II. Step-by-step process flow
- II.1 Subsurface integration and trajectory design
- 2.1.1 Define landing zone and lateral target based on brittleness, TOC, mineralogy, stress orientation, and thickness.
- 2.1.2 Build geomechanics model (pore pressure, stability, MW window) and set casing points to minimize shale exposure time.
- 2.1.3 Engineer wellpath (J-curve or S-curve): select build rate, hold section, and azimuth aligned with in-situ stresses and lease constraints.
- 2.1.4 Run torque–drag and hydraulics to set BHA, mud program, and pump schedule; set anti-collision rules for pad drilling.
- II.2 Top-hole and vertical section
- 2.2.1 Spud; drill vertical with PDC bit and MWD; set surface/intermediate casing based on formation and groundwater protection.
- 2.2.2 Calibrate surveys (magnetic/gyro ties); confirm pad reference for anti-collision.
- II.3 Curve (build) section
- 2.3.1 Drill the build section with motor (bent housing) or rotary steerable system (RSS); target 8–12°/100 ft (estimated) depending on tool limits and casing design.

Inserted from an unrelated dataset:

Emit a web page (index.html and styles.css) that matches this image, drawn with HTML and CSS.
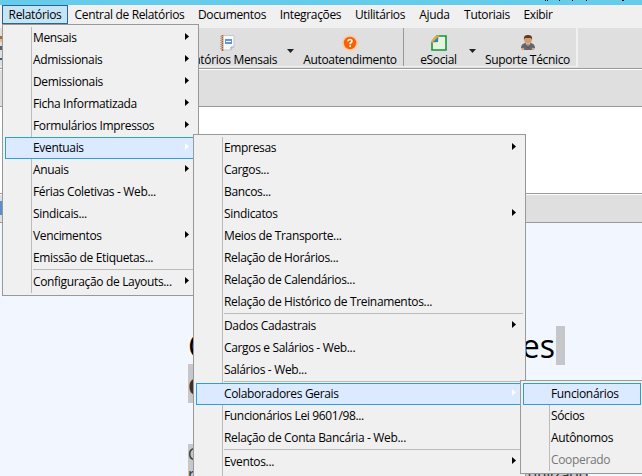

- 2.3.2 Manage toolface in sliding (motor) or continuous steering (RSS) to hit the planned landing depth, maintaining low tortuosity.
- 2.3.3 Use LWD gamma/resistivity/density to refine landing into the target bench.
- II.4 Landing
- 2.4.1 Flatten inclination to 88–92° (estimated) and dial-in azimuth; lock into the target interval using azimuthal LWD and real-time geosteering.
- II.5 Lateral section
- 2.5.1 Drill 5,000–12,000 ft (estimated) laterals with continuous rotation for hole cleaning; minimize slide percentage to reduce tortuosity.
- 2.5.2 Adjust wellpath to maintain stratigraphic position; control ECD, manage cuttings beds, and mitigate vibration.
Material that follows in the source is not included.